The carriage was made around 1805 by Jean-Ernest-Auguste Getting, a Parisian coachbuilder active for Napoleon and his court, to whom we also owe the saloon car used in 1804 for the imperial coronation in Paris. Between 1803 and 1815 he built at least fifteen carriages of different kinds for the emperor, including five gala sedans. Brought from Paris to Italy, it would have been included, according to some, in the re-enactment of the Battle of Marengo (May 5, 1805) and in the procession for Napoleon’s coronation in Milan as king of Italy (May 26). For others, however, it would have been made for the emperor’s marriage to Marie Louise of Austria, celebrated in Paris on April 1 and 2, 1810. This hypothesis seems less likely and would not explain its presence in Italy.

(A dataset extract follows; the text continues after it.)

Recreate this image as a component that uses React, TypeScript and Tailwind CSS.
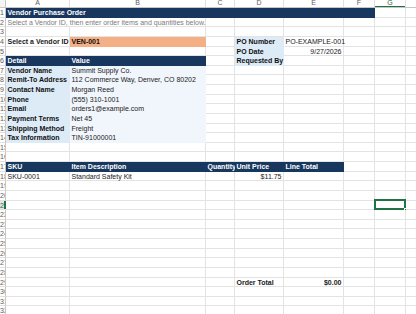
import React from 'react';

type Fill = 'navy' | 'blue' | 'pale' | 'orange';
type Cell = { t?: string; b?: boolean; f?: Fill; r?: boolean; s?: number; g?: boolean };

const FILL: Record<Fill, string> = {
  navy: 'bg-[#17375e] border-[#17375e] text-white',
  blue: 'bg-[#ddebf7] border-[#ddebf7] text-[#111]',
  pale: 'bg-[#f1f6fc] border-[#f1f6fc] text-[#222]',
  orange: 'bg-[#f4b084] border-[#f4b084] text-[#111]',
};

const SPAN: Record<number, string> = { 1: 'col-span-1', 2: 'col-span-2', 6: 'col-span-6' };

const COLS = ['A', 'B', 'C', 'D', 'E', 'F', 'G', 'H'];
const WIDTHS = ['w-[64px]', 'w-[136px]', 'w-[29px]', 'w-[49px]', 'w-[60px]', 'w-[31px]', 'w-[31px]', 'w-[40px]'];
const blank = (n: number): Cell[] => Array.from({ length: n }, () => ({}));

const details: [string, string][] = [
  ['Vendor Name', 'Summit Supply Co.'],
  ['Remit-To Address', '112 Commerce Way, Denver, CO 80202'],
  ['Contact Name', 'Morgan Reed'],
  ['Phone', '(555) 310-1001'],
  ['Email', 'orders1@example.com'],
  ['Payment Terms', 'Net 45'],
  ['Shipping Method', 'Freight'],
  ['Tax Information', 'TIN-91000001'],
];

const sheet: Record<number, Cell[]> = {
  1: [{ t: 'Vendor Purchase Order', b: true, f: 'navy', s: 6 }, ...blank(2)],
  2: [{ t: 'Select a Vendor ID, then enter order items and quantities below.', g: true, s: 2 }, ...blank(6)],
  4: [
    { t: 'Select a Vendor ID', b: true },
    { t: 'VEN-001', b: true, f: 'orange' },
    {},
    { t: 'PO Number', b: true, f: 'blue' },
    { t: 'PO-EXAMPLE-001' },
    ...blank(3),
  ],
  5: [...blank(3), { t: 'PO Date', b: true, f: 'blue' }, { t: '9/27/2026', r: true }, ...blank(3)],
  6: [
    { t: 'Detail', b: true, f: 'navy' },
    { t: 'Value', b: true, f: 'navy' },
    {},
    { t: 'Requested By', b: true, f: 'blue' },
    ...blank(4),
  ],
  17: [
    { t: 'SKU', b: true, f: 'navy' },
    { t: 'Item Description', b: true, f: 'navy' },
    { t: 'Quantity', b: true, f: 'navy', r: true },
    { t: 'Unit Price', b: true, f: 'navy' },
    { t: 'Line Total', b: true, f: 'navy' },
    ...blank(3),
  ],
  18: [{ t: 'SKU-0001' }, { t: 'Standard Safety Kit' }, {}, { t: '$11.75', r: true }, ...blank(4)],
  29: [...blank(3), { t: 'Order Total', b: true }, { t: '$0.00', b: true, r: true }, ...blank(3)],
};
details.forEach(([label, value], i) => {
  sheet[7 + i] = [{ t: label, b: true, f: 'blue' }, { t: value, f: 'pale' }, ...blank(6)];
});

const ROWS = Array.from({ length: 32 }, (_, i) => i + 1);
const SELECTED = { row: 21, col: 6 };

export default function App() {
  return (
    <div className="w-[416px] h-[314px] overflow-hidden bg-white [font-family:'Liberation_Sans',Arial,sans-serif]">
      {/* column headers */}
      <div className="flex h-[8px] border-b border-[#c6c6c6]">
        <div className="w-[6px] shrink-0 border-r border-[#c6c6c6] bg-[#f5f5f5]" />
        {COLS.map((c, i) => (
          <div
            key={c}
            className={`${WIDTHS[i]} relative shrink-0 flex items-end justify-center overflow-hidden border-r border-[#e0e0e0] text-[7px] leading-[7px] pb-[1px] ${
              i === SELECTED.col ? 'text-[#1e6b3f]' : 'text-[#606060]'
            }`}
          >
            {c}
            {i === SELECTED.col && <div className="absolute left-0 right-0 bottom-0 h-[1.5px] bg-[#217346]" />}
          </div>
        ))}
      </div>

      <div className="grid grid-cols-[6px_64px_136px_29px_49px_60px_31px_31px_40px] auto-rows-[9.63px]">
        {ROWS.map((r) => {
          const cells = sheet[r] ?? blank(8);
          const active = r === SELECTED.row;
          return (
            <React.Fragment key={r}>
              <div
                className={
                  active
                    ? 'relative overflow-hidden whitespace-nowrap text-right border-b border-[#e0e0e0] bg-[#e6e6e6] text-[7px] leading-[9.63px] pr-[2px] text-[#1e6b3f]'
                    : 'overflow-hidden whitespace-nowrap text-right border-b border-r border-b-[#e0e0e0] border-r-[#c6c6c6] bg-white text-[7px] leading-[9.63px] pr-[1px] text-[#606060]'
                }
              >
                {r}
                {active && <div className="absolute top-0 bottom-0 right-0 w-[2px] bg-[#217346]" />}
              </div>
              {cells.map((cell, ci) => {
                const isSel = active && ci === SELECTED.col;
                return (
                  <div
                    key={ci}
                    className={[
                      'relative border-r border-b whitespace-nowrap px-[1.5px] text-[7px] leading-[9.63px]',
                      SPAN[cell.s ?? 1],
                      cell.f ? FILL[cell.f] : 'border-[#e3e3e3] text-[#1a1a1a]',
                      cell.g ? 'text-[#7b7b7b]' : '',
                      cell.b ? 'font-bold' : '',
                      cell.r ? 'text-right' : '',
                    ].join(' ')}
                  >
                    {cell.t}
                    {isSel && (
                      <>
                        <div className="absolute -left-[1.5px] -top-[1.5px] -right-[0.5px] -bottom-[0.5px] border-2 border-[#217346]" />
                        <div className="absolute -right-[2px] -bottom-[2px] w-[3px] h-[3px] bg-[#217346] border border-white" />
                      </>
                    )}
                  </div>
                );
              })}
            </React.Fragment>
          );
        })}
      </div>
    </div>
  );
}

After 1815, however, the saloon was in the possession of Maria Luigia, by then Duchess of Parma, who removed Napoleonic symbols and arms and had her new coat of arms affixed to it. Around 1845 the carriage was then purchased by the Alexandria pharmacist Giovanni Antonio Delavo, who was setting up the Napoleonic museum of Marengo in a villa he owned, so he purchased memorabilia from all over Italy. In 1947 the villa was sold to Montedison and the collection was donated to the Alexandria Civic Museum, minus the carriage. Left in Marengo, the sedan passed to Novi Ligure antiquarian Edilio Cavanna; it was later bought by Gustavo Adolfo Rol, a lover of Napoleonic history, who had it restored and tried to find it a worthy location. Through the intervention of the Superintendent of Galleries for Piedmont Noemi Gabrielli, the carriage became the property of the Ente Ordine Mauriziano, which has displayed it in the Palazzina di Caccia in Stupinigi since 1955.